You can see the slight change compared to what we got above. We can even compute a whole slice through the posterior along $A_\phi$:

Aϕs = range(0.5,1.5,length=50)
plot(Aϕs, [logpdf(ds; f, ϕ, θ=(;Aϕ)) for Aϕ in Aϕs])
xlabel(raw"$A_\phi$")
ylabel(raw"$\log\mathcal{P}(f_{\rm true}, \phi_{\rm true}, A_\phi\,|\,d)$");

## Wiener filtering

If we fix $\phi$ and $\theta$ then maximize the joint posterior, $\mathcal{P}(f,\phi,\theta\,|\,d)$, over $f$, we get

$$$\hat f_{\rm wf} = \big[ \mathbb{C}_f(\theta)^{-1} + \mathbb{L}(\phi)^\dagger \mathbb{A}^\dagger\mathbb{C}_n^{-1}\mathbb{A} \, \mathbb{L}(\phi) \big]^{-1} \mathbb{L}(\phi)^\dagger \mathbb{A}^\dagger\mathbb{C}_n^{-1}d$$$

This is simply the Wiener filter of the data given a signal covariance which includes correlations induced by $\phi$, and we can compute it by inverting the operator in brackets above with e.g. conjugate gradient.

In CMBLensing.jl, the argmaxf_logpdf function performs this task. Its arguments are similar to logpdf,

f_wf, = argmaxf_logpdf(ds, (;ϕ); conjgrad_kwargs=(tol=1e-1,progress=true));
Conjugate Gradient: 100%|███████████████████████████████| Time: 0:00:27

Wiener filtering effectively delenses the data by a given $\phi$. Here we are Wiener filtering at the true $\phi$, so this is perfect delensing. Note below the large amount of B mode power in the data, as well as the aliasing near the border mask, and how this is removed in the Wiener filtered B, which visually is tracing the true B map up to the level of the noise.

plot([ds.d, f_wf, f], title=["data ", "Wiener filtered ", "true "] .* ["E" "B"]);

Fundamental to maximization and sampling algorithms in high dimensions are gradients of the posterior. CMBLensing.jl uses the interface provided by the automatic differentiation library Zygote to compute these gradients.

using Zygote

Zygote provides the gradient function, which takes a function for which to evaluate the gradient as the first argument, and the value at which to evaluate the gradient as the second argument. For example:

gradient(x->3x^2+2x, 1)
(8.0,)

Gradients of the CMB lensing posterior work in exactly the same way. For example, to take the gradient with respect to $\phi$ in the mixed parametrization, where we fix $f$ to the Wiener filter computed above and evaluate the gradient at $\phi=0$, we can do:

gϕ = gradient(ϕ° -> logpdf(Mixed(ds); f°=f_wf, ϕ°), 0ϕ)[1];

Here's what this gradient looks like multiplied by $\mathbb{C}_\phi$. This is actually the first gradient step in the iterative joint maximum a posteriori estimation. You can see below this very broadly matches the truth:

plot([ds.Cϕ*gϕ ϕ], title=["gradient step" "true ϕ"])

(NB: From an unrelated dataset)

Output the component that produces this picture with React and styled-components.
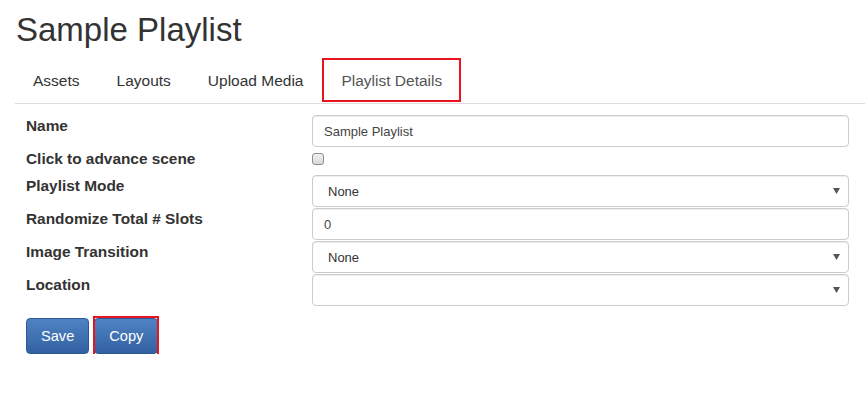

You are free to manipulate the fields inside of the function whose gradient is being taken, and Zygote will automatically propagate the chain rule for you:

gradient(ϕ -> -2logpdf(ds; f=f_wf, ϕ=3ϕ), 0ϕ)[1] ≈ -6 * gradient(ϕ -> logpdf(ds; f=f_wf, ϕ), 0ϕ)[1]
true

Automatic differentiation with respect to any and all arguments of logpdf works, including the cosmological parameters:

gradient(Aϕ -> logpdf(ds; f, ϕ, θ=(;Aϕ)), 1)
(39.23843471356467,)

Currently Zygote is working with many (but not all) operations that you can do to fields. If you run into things which Zygote is not able to differentiate successfully (generally you'll get some error), please feel free to file an Issue with CMBLensing.jl.